**Given data**
════════════════════

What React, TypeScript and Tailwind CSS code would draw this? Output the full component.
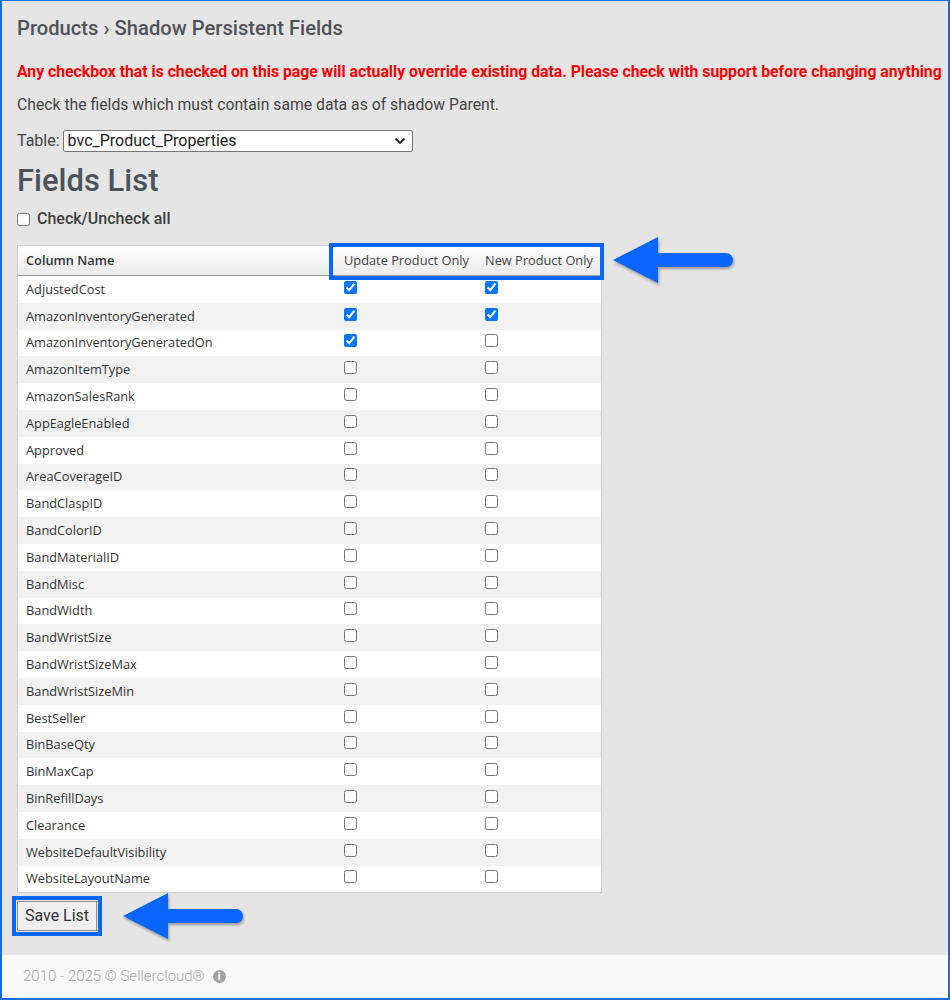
import { useState } from "react";

interface Field {
  name: string;
  update: boolean;
  fresh: boolean;
}

const initialFields: Field[] = [
  { name: "AdjustedCost", update: true, fresh: true },
  { name: "AmazonInventoryGenerated", update: true, fresh: true },
  { name: "AmazonInventoryGeneratedOn", update: true, fresh: false },
  { name: "AmazonItemType", update: false, fresh: false },
  { name: "AmazonSalesRank", update: false, fresh: false },
  { name: "AppEagleEnabled", update: false, fresh: false },
  { name: "Approved", update: false, fresh: false },
  { name: "AreaCoverageID", update: false, fresh: false },
  { name: "BandClaspID", update: false, fresh: false },
  { name: "BandColorID", update: false, fresh: false },
  { name: "BandMaterialID", update: false, fresh: false },
  { name: "BandMisc", update: false, fresh: false },
  { name: "BandWidth", update: false, fresh: false },
  { name: "BandWristSize", update: false, fresh: false },
  { name: "BandWristSizeMax", update: false, fresh: false },
  { name: "BandWristSizeMin", update: false, fresh: false },
  { name: "BestSeller", update: false, fresh: false },
  { name: "BinBaseQty", update: false, fresh: false },
  { name: "BinMaxCap", update: false, fresh: false },
  { name: "BinRefillDays", update: false, fresh: false },
  { name: "Clearance", update: false, fresh: false },
  { name: "WebsiteDefaultVisibility", update: false, fresh: false },
  { name: "WebsiteLayoutName", update: false, fresh: false },
];

// big blue callout arrow pointing left
const Arrow = ({ className }: { className: string }) => (
  <svg
    className={className}
    width="124"
    height="50"
    viewBox="0 0 124 50"
    style={{ filter: "drop-shadow(1px 2px 1.5px rgba(0,0,0,0.35))" }}
  >
    <rect x="40" y="17" width="81" height="14" rx="7" fill="#0866ff" />
    <polygon points="1,24 46,1 46,47" fill="#0866ff" />
  </svg>
);

const App = () => {
  const [fields, setFields] = useState<Field[]>(initialFields);

  const toggle = (i: number, key: "update" | "fresh") => {
    setFields((prev) =>
      prev.map((f, idx) => (idx === i ? { ...f, [key]: !f[key] } : f))
    );
  };

  const toggleAll = (checked: boolean) => {
    setFields((prev) =>
      prev.map((f) => ({ ...f, update: checked, fresh: checked }))
    );
  };

  return (
    <div className="relative w-[950px] h-[1000px] flex flex-col border-t border-l-2 border-r-2 border-b-2 border-[#1a6ae6] font-['Roboto',sans-serif]">
      <div className="flex-1 bg-[#e5e5e5] pl-[15px] pt-[15px]">
        {/* Breadcrumb */}
        <h1 className="text-[20.2px] leading-[24px] font-medium text-[#4f5359]">
          Products › Shadow Persistent Fields
        </h1>

        {/* Warning */}
        <p className="mt-[20px] text-[15.75px] leading-[24px] font-bold text-[#ff0000] whitespace-nowrap">
          Any checkbox that is checked on this page will actually override
          existing data. Please check with support before changing anything
        </p>

        <p className="mt-[9px] text-[15.75px] leading-[24px] text-[#444]">
          Check the fields which must contain same data as of shadow Parent.
        </p>

        {/* Table select */}
        <div className="mt-[12px] flex items-center gap-[3px] text-[16px] text-[#444]">
          <span>Table:</span>
          <div className="relative w-[350px] h-[22px] bg-white border border-[#767676] rounded-[2px] flex items-center pl-[4px] text-[#222]">
            <span>bvc_Product_Properties</span>
            <svg
              className="absolute right-[6px] top-[6px]"
              width="12"
              height="8"
              viewBox="0 0 12 8"
            >
              <path
                d="M1.5 1.5 L6 6 L10.5 1.5"
                fill="none"
                stroke="#222"
                strokeWidth="1.8"
              />
            </svg>
          </div>
        </div>

        <h2 className="mt-[9px] text-[31px] leading-[38px] font-medium text-[#4d535a]">
          Fields List
        </h2>

        <label className="mt-[9px] flex items-center h-[20px] text-[16px] font-medium text-[#3d3d3d]">
          <input
            type="checkbox"
            className="m-0 mr-[7px] w-[13px] h-[13px]"
            onChange={(e) => toggleAll(e.target.checked)}
          />
          Check/Uncheck all
        </label>

        {/* Fields table */}
        <div className="relative mt-[16px] w-[585px] border border-[#cfcfcf] bg-white font-['Open_Sans',sans-serif] text-[12.8px] text-[#333]">
          <div className="flex h-[30px] items-center bg-gradient-to-b from-white to-[#ebebeb] border-b border-[#9a9a9a]">
            <div className="w-[316px] pl-[8px] font-semibold text-[#333]">
              Column Name
            </div>
            <div className="w-[141px] pl-[10px] text-[#444]">
              Update Product Only
            </div>
            <div className="flex-1 pl-[10px] text-[#444]">New Product Only</div>
          </div>

          {fields.map((f, i) => (
            <div
              key={f.name}
              className={`flex h-[26.8px] items-center ${
                i % 2 === 1 ? "bg-[#f2f2f2]" : "bg-white"
              }`}
            >
              <div className="w-[316px] pl-[8px]">{f.name}</div>
              <div className="w-[141px] pl-[10px] flex items-center -mt-[4px]">
                <input
                  type="checkbox"
                  className="m-0 w-[13px] h-[13px]"
                  checked={f.update}
                  onChange={() => toggle(i, "update")}
                />
              </div>
              <div className="flex-1 pl-[10px] flex items-center -mt-[4px]">
                <input
                  type="checkbox"
                  className="m-0 w-[13px] h-[13px]"
                  checked={f.fresh}
                  onChange={() => toggle(i, "fresh")}
                />
              </div>
            </div>
          ))}

          {/* highlight around the two option columns */}
          <div className="absolute left-[311px] -top-[3px] w-[275px] h-[37px] border-4 border-[#0866ff]" />
        </div>

        {/* Save */}
        <div className="mt-[3px] -ml-[5px] inline-block border-4 border-[#0866ff] p-px">
          <button className="block w-[80px] h-[30px] bg-[#efefef] border border-[#8f8f8f] text-[16px] text-[#333]">
            Save List
          </button>
        </div>
      </div>

      {/* Footer */}
      <div className="h-[43px] bg-[#f9f9f9] flex items-center pl-[21px] text-[15px] font-light text-[#aaa]">
        <span>2010 - 2025 © Sellercloud®</span>
        <span className="ml-[8px] w-[13px] h-[13px] rounded-full bg-[#a3a3a3] flex items-center justify-center text-white text-[10px] font-bold leading-none">
          i
        </span>
      </div>

      {/* callout arrows */}
      <Arrow className="absolute left-[610px] top-[235px]" />
      <Arrow className="absolute left-[120px] top-[891px]" />
    </div>
  );
};

export default App;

════════════════════

**Exercise brief**
From the listing, copy each line containing the word "full".

**Solution for this exercise**
What React, TypeScript and Tailwind CSS code would draw this? Output the full component.
        <span className="ml-[8px] w-[13px] h-[13px] rounded-full bg-[#a3a3a3] flex items-center justify-center text-white text-[10px] font-bold leading-none">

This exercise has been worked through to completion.